From the first line of the data below through the line bearing "h-[818px] flex flex-col", reproduce each line exactly; do not include pictures.

○ ○ ○ ○ ○

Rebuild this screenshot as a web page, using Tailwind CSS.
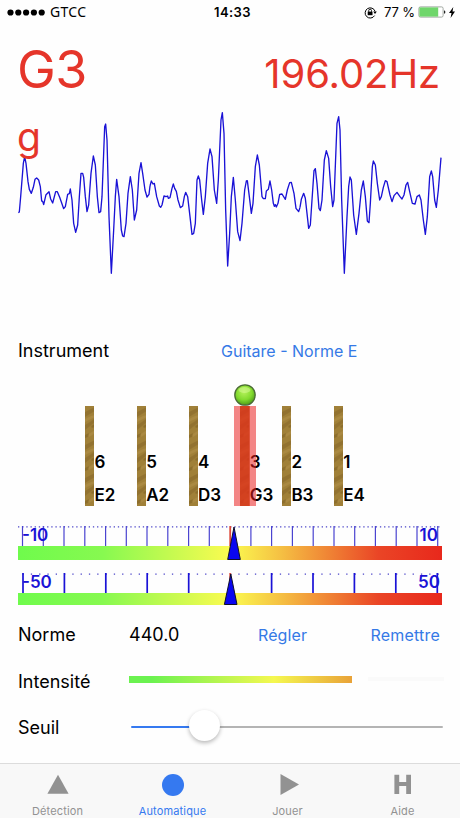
<!DOCTYPE html>
<html lang="fr">

<head>
    <meta charset="utf-8">
    <title>Accordeur</title>
    <meta name="viewport" content="width=device-width, initial-scale=1.0" />
    <script src="https://cdn.jsdelivr.net/npm/@tailwindcss/browser@4"></script>
</head>

<body class="bg-white">
    <div class="w-[460px] h-[818px] flex flex-col overflow-hidden bg-[#fefefe] text-black font-['Inter',sans-serif] whitespace-nowrap">

        <!-- status bar -->
        <header class="h-6 shrink-0 grid grid-cols-3 items-center pl-[7px] pr-[5px] text-[13px] leading-6">
            <div class="flex items-center gap-[5px]">
                <svg class="w-[38px] h-[7px]" viewBox="0 0 38 7">
                    <circle cx="3.5" cy="3.5" r="3.1" />
                    <circle cx="11.3" cy="3.5" r="3.1" />
                    <circle cx="19.1" cy="3.5" r="3.1" />
                    <circle cx="26.9" cy="3.5" r="3.1" />
                    <circle cx="34.7" cy="3.5" r="3.1" />
                </svg>
                <span class="font-['Noto_Sans',sans-serif] text-[14px] tracking-[0.3px]">GTCC</span>
            </div>
            <div class="text-center font-semibold tracking-[0.4px] pl-[3px]">14:33</div>
            <div class="flex items-center justify-end">
                <svg class="w-[13px] h-[13px] mr-[7px]" viewBox="0 0 13 13" fill="none" stroke="black">
                    <path d="M10.6 9.6A5.1 5.1 0 1 1 11.1 5.4" stroke-width="1" />
                    <path d="M9.2 5.6h3.6l-1.8 2.3z" fill="black" stroke="none" />
                    <rect x="3.7" y="5.6" width="4.8" height="3.6" fill="black" stroke="none" />
                    <path d="M4.7 5.8V4.6a1.4 1.4 0 0 1 2.8 0v1.2" stroke-width=".9" />
                </svg>
                <span class="mr-[3px] tracking-[-0.1px]">77 %</span>
                <svg class="w-[28px] h-[12px] mr-[3px]" viewBox="0 0 28 12">
                    <rect x=".9" y=".9" width="24.2" height="10.2" rx="1.5" fill="white" stroke="#8c948c" stroke-width=".8" />
                    <rect x="1.4" y="1.4" width="18.8" height="9.2" fill="#6fd66b" />
                    <path d="M26 4.2q1.4.4 1.4 1.8T26 7.8z" fill="#222" />
                </svg>
                <svg class="w-[6px] h-[11px]" viewBox="0 0 6 11">
                    <path d="M4.3 0L0 6h2.5L1.6 11 6 4.6H3.5z" />
                </svg>
            </div>
        </header>

        <!-- detected note and frequency -->
        <div class="h-[76px] shrink-0 flex items-baseline justify-between pl-[17px] pr-[20px] pt-[15px] text-[#e5352a]">
            <span class="text-[52px] leading-[62px] tracking-[-0.5px]">G3</span>
            <span class="text-[40px] leading-[48px] tracking-[-0.1px]">196.02Hz</span>
        </div>

        <!-- waveform -->
        <div class="relative h-[230px] shrink-0">
            <svg class="w-[460px] h-[180px]" viewBox="0 0 1380 540" fill="none" stroke="#1a12d6" stroke-width="4" stroke-linejoin="round">
                <polyline transform="translate(30)" points="25,338 28,336 32,290 40,190 44,170 48,190 54,245 58,268 64,280 70,262 75,238 80,234 86,240 91,260 95,303 98,304 101,314 108,284 117,275 122,297 128,309 137,275 142,275 149,292 154,306 161,326 166,320 173,283 178,281 181,267 186,300 191,370 197,397 203,375 208,290 213,220 218,220 221,232 226,290 231,335 236,315 243,220 250,168 256,195 262,290 267,338 272,335 276,290 284,80 287,72 291,120 297,350 304,520 311,390 316,290 320,238 327,290 334,390 338,408 342,410 348,370 354,280 361,230 367,270 373,360 380,330 387,220 393,188 398,220 405,270 411,291 417,283 420,258" />
                <polyline transform="translate(450)" points="0,258 4,243 9,252 13,250 20,290 28,318 32,322 36,315 42,288 48,290 53,288 55,295 60,293 66,265 70,252 74,265 79,274 84,300 91,323 98,318 103,290 107,277 113,290 120,350 126,403 131,400 136,370 141,240 145,228 149,240 155,300 160,343 166,290 173,190 180,147 186,170 193,270 200,310 205,240 213,60 217,38 222,100 227,330 233,498 239,400 244,290 250,232 256,300 263,395 270,422 276,370 284,270 289,243 292,242 298,290 304,340 309,310 316,200 322,165 328,195 336,290 340,296 346,296 349,273 355,268 360,243 365,270 370,310 373,319 376,314 379,321 384,310 389,283 396,282 406,298 412,270 419,248 424,247 432,280 438,325 446,335 450,322" />
                <polyline transform="translate(900)" points="0,322 4,298 11,280 16,295 26,385 31,375 36,300 42,212 46,206 51,250 57,325 61,332 66,300 73,180 79,152 86,175 92,260 98,320 102,300 111,70 116,50 120,90 125,300 133,520 141,350 146,260 150,231 154,240 161,345 169,403 177,340 184,270 190,243 196,290 202,363 207,368 211,310 217,200 220,183 226,195 232,250 239,300 244,290 250,262 256,242 261,245 270,285 276,305 282,287 291,277 300,290 306,297 312,285 318,255 323,247 329,275 337,310 345,312 351,290 358,285 363,300 370,360 376,403 382,350 389,230 394,213 398,230 404,300 409,322 415,270 423,173" />
            </svg>
            <span class="absolute left-[17px] top-[13px] text-[39px] leading-[48px] text-[#e5352a]">g</span>
        </div>

        <!-- instrument -->
        <div class="h-[42px] shrink-0 flex items-center pl-[18px]">
            <span class="w-[203px] -mt-px text-[18px]">Instrument</span>
            <span class="text-[16px] text-[#3579e6]">Guitare - Norme E</span>
        </div>

        <!-- strings -->
        <div class="relative h-[154px] shrink-0 pt-[34px] pl-[85px] flex text-[17px] font-semibold">
            <svg class="absolute w-0 h-0">
                <defs>
                    <pattern id="wood" width="9.4" height="33" patternUnits="userSpaceOnUse">
                        <rect width="10" height="33" fill="#a08038" />
                        <path d="M0 6L10 1V5L0 11zM0 19l5-3 5-4v4L0 24z" fill="#927230" />
                        <path d="M0 13l6-3 4-1v2L0 16zM2 29l8-5v3l-6 4z" fill="#aa8942" />
                        <path d="M0 29l4-2-1 4-3 1zM6 20l4-2v3l-3 1z" fill="#8d6e2c" />
                    </pattern>
                </defs>
            </svg>
            <div class="w-[51.8px] flex items-end h-[100px]">
                <svg class="w-[9.4px] h-[100px]"><rect width="9.4" height="100" fill="url(#wood)" /></svg>
                <div class="leading-[33px] -mb-[6px]">6<br>E2</div>
            </div>
            <div class="w-[51.8px] flex items-end h-[100px]">
                <svg class="w-[9.4px] h-[100px]"><rect width="9.4" height="100" fill="url(#wood)" /></svg>
                <div class="leading-[33px] -mb-[6px]">5<br>A2</div>
            </div>
            <div class="w-[51.8px] flex items-end h-[100px]">
                <svg class="w-[9.4px] h-[100px]"><rect width="9.4" height="100" fill="url(#wood)" /></svg>
                <div class="leading-[33px] -mb-[6px]">4<br>D3</div>
            </div>
            <div class="relative w-[41.6px] flex items-end h-[100px]">
                <svg class="w-[9.4px] h-[100px]"><rect width="9.4" height="100" fill="url(#wood)" /></svg>
                <div class="relative leading-[33px] -mb-[6px]">3<br>G3</div>
                <div class="absolute -left-[6.5px] top-0 w-[22px] h-[100px] bg-[#e92020]/55"></div>
                <div class="absolute left-0 top-0 w-[9.4px] h-[100px] bg-[#dc3a18]/55"></div>
                <svg class="absolute -left-[6.5px] -top-[22px] w-[22px] h-[22px]" viewBox="0 0 22 22">
                    <defs>
                        <radialGradient id="ball" cx=".45" cy=".35" r=".65">
                            <stop offset="0" stop-color="#b6f25c" />
                            <stop offset=".6" stop-color="#82da2e" />
                            <stop offset="1" stop-color="#4d9c18" />
                        </radialGradient>
                    </defs>
                    <circle cx="11" cy="11" r="10.2" fill="url(#ball)" stroke="#4b6b35" stroke-width="1.3" />
                    <ellipse cx="10.5" cy="6" rx="6" ry="3" fill="#d5fa96" opacity=".55" />
                </svg>
            </div>
            <div class="w-[51.8px] flex items-end h-[100px]">
                <svg class="w-[9.4px] h-[100px]"><rect width="9.4" height="100" fill="url(#wood)" /></svg>
                <div class="leading-[33px] -mb-[6px]">2<br>B3</div>
            </div>
            <div class="w-[51.8px] flex items-end h-[100px]">
                <svg class="w-[9.4px] h-[100px]"><rect width="9.4" height="100" fill="url(#wood)" /></svg>
                <div class="leading-[33px] -mb-[6px]">1<br>E4</div>
            </div>
        </div>

        <!-- fine gauge -->
        <div class="relative h-[47px] shrink-0 px-[18px] text-[17px] leading-[18px] font-semibold text-[#1a12d6]">
            <svg class="w-[424px] h-[34px]" viewBox="0 0 424 34">
                <defs>
                    <linearGradient id="heat">
                        <stop offset="0" stop-color="#6ffb4c" />
                        <stop offset=".2" stop-color="#87f950" />
                        <stop offset=".5" stop-color="#fbfb50" />
                        <stop offset=".62" stop-color="#f5c043" />
                        <stop offset=".85" stop-color="#ea4526" />
                        <stop offset="1" stop-color="#e8281c" />
                    </linearGradient>
                </defs>
                <path d="M0 .9H424" stroke="#4a44c8" stroke-width="1.2" stroke-dasharray="1.3 2.86" />
                <path d="M4.5 0v20M25.3 0v20M46 0v20M66.8 0v20M87.6 0v20M108.3 0v20M129 0v20M149.8 0v20M170.6 0v20M191.3 0v20M232.9 0v20M253.6 0v20M274.4 0v20M295.2 0v20M316 0v20M336.7 0v20M357.4 0v20M378.2 0v20M399 0v20M419.7 0v20" stroke="#4a44d0" stroke-width="1.2" />
                <path d="M212.2 0v20" stroke="#dd4a3c" stroke-width="1.8" />
                <rect y="20" width="424" height="14" fill="url(#heat)" />
                <path d="M216 1L222.3 33.5H209.7z" fill="#0a06f0" stroke="#10102a" stroke-width="1" />
            </svg>
            <span class="absolute left-[22px] top-0">-10</span>
            <span class="absolute right-[22px] top-0">10</span>
        </div>

        <!-- coarse gauge -->
        <div class="relative h-[41px] shrink-0 px-[18px] text-[17px] leading-[18px] font-semibold text-[#1a12d6]">
            <svg class="w-[424px] h-[32px]" viewBox="0 0 424 32">
                <path d="M4.5 1.2H424" stroke="#4a44c8" stroke-width="1.2" stroke-dasharray="1.3 7.0" />
                <path d="M5 0v20M46.4 0v20M87.8 0v20M129.2 0v20M170.7 0v20M253.6 0v20M295 0v20M336.4 0v20M377.8 0v20M419.3 0v20" stroke="#1a12d6" stroke-width="1.7" />
                <path d="M212.2 0v20" stroke="#dd4a3c" stroke-width="1.8" />
                <rect y="20" width="424" height="12" fill="url(#heat)" />
                <path d="M212.8 1L219 31.5H206.4z" fill="#0a06f0" stroke="#10102a" stroke-width="1" />
            </svg>
            <span class="absolute left-[22px] top-0">-50</span>
            <span class="absolute right-[20px] top-0">50</span>
        </div>

        <!-- settings -->
        <div class="h-[42px] shrink-0 flex items-center pl-[18px] pr-[20px] text-[18px]">
            <span class="w-[111px] -mt-px">Norme</span>
            <span class="w-[129px] -mt-px">440.0</span>
            <span class="flex-1 text-[16px] tracking-[0.1px] text-[#3579e6]">Régler</span>
            <span class="text-[16px] tracking-[0.2px] text-[#3579e6]">Remettre</span>
        </div>
        <div class="h-[50px] shrink-0 flex items-center pl-[18px] pr-[16px] text-[18px]">
            <span class="w-[111px]">Intensité</span>
            <div class="w-[223px] h-[7px] -mt-[3px] bg-linear-to-r/srgb from-[#6bf250] from-10% via-[#f5f850] via-65% to-[#e9a238]"></div>
            <div class="flex-1 h-1 ml-4 -mt-[5px] bg-[#fafafa]"></div>
        </div>
        <div class="h-[57px] shrink-0 flex items-start pl-[18px] pr-[17px] pt-[8px] text-[18px]">
            <span class="w-[113px]">Seuil</span>
            <div class="relative flex-1 flex h-[2px] mt-[12px]">
                <div class="w-[74px] bg-[#3579f0] rounded-full"></div>
                <div class="flex-1 bg-[#b4b4b4] rounded-full"></div>
                <div class="absolute left-[58px] -top-[16px] size-[31px] rounded-full bg-white shadow-[0_2px_4px_rgba(0,0,0,0.28)]"></div>
            </div>
        </div>

        <!-- tab bar -->
        <nav class="flex-1 grid grid-cols-4 border-t border-[#dcdcdc] bg-[#f8f8f8] text-[#929292] text-[11px] leading-4 tracking-[0.15px]">
            <div class="flex flex-col items-center pt-[10px]">
                <svg class="w-[22px] h-[22px] mb-[7px]" viewBox="0 0 22 22" fill="currentColor"><path d="M11 .8L21.6 19.8H.4z" /></svg>
                Détection
            </div>
            <div class="flex flex-col items-center pt-[10px] text-[#3579f0]">
                <svg class="w-[22px] h-[22px] mb-[7px]" viewBox="0 0 22 22" fill="currentColor"><circle cx="11" cy="11" r="11" /></svg>
                Automatique
            </div>
            <div class="flex flex-col items-center pt-[10px]">
                <svg class="w-[22px] h-[22px] mb-[7px]" viewBox="0 0 22 22" fill="currentColor"><path d="M3.5 0L22 10.5 3.5 21z" /></svg>
                Jouer
            </div>
            <div class="flex flex-col items-center pt-[10px]">
                <svg class="w-[22px] h-[22px] mb-[7px]" viewBox="0 0 22 22" fill="currentColor"><path d="M2.4 .8h4.8v7.3h7V.8H19v19.2h-4.8v-8h-7v8H2.4z" /></svg>
                Aide
            </div>
        </nav>
    </div>
</body>

</html>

○ ○ ○ ○ ○

## RESPONSE
Rebuild this screenshot as a web page, using Tailwind CSS.
<!DOCTYPE html>
<html lang="fr">

<head>
    <meta charset="utf-8">
    <title>Accordeur</title>
    <meta name="viewport" content="width=device-width, initial-scale=1.0" />
    <script src="https://cdn.jsdelivr.net/npm/@tailwindcss/browser@4"></script>
</head>

<body class="bg-white">
    <div class="w-[460px] h-[818px] flex flex-col overflow-hidden bg-[#fefefe] text-black font-['Inter',sans-serif] whitespace-nowrap">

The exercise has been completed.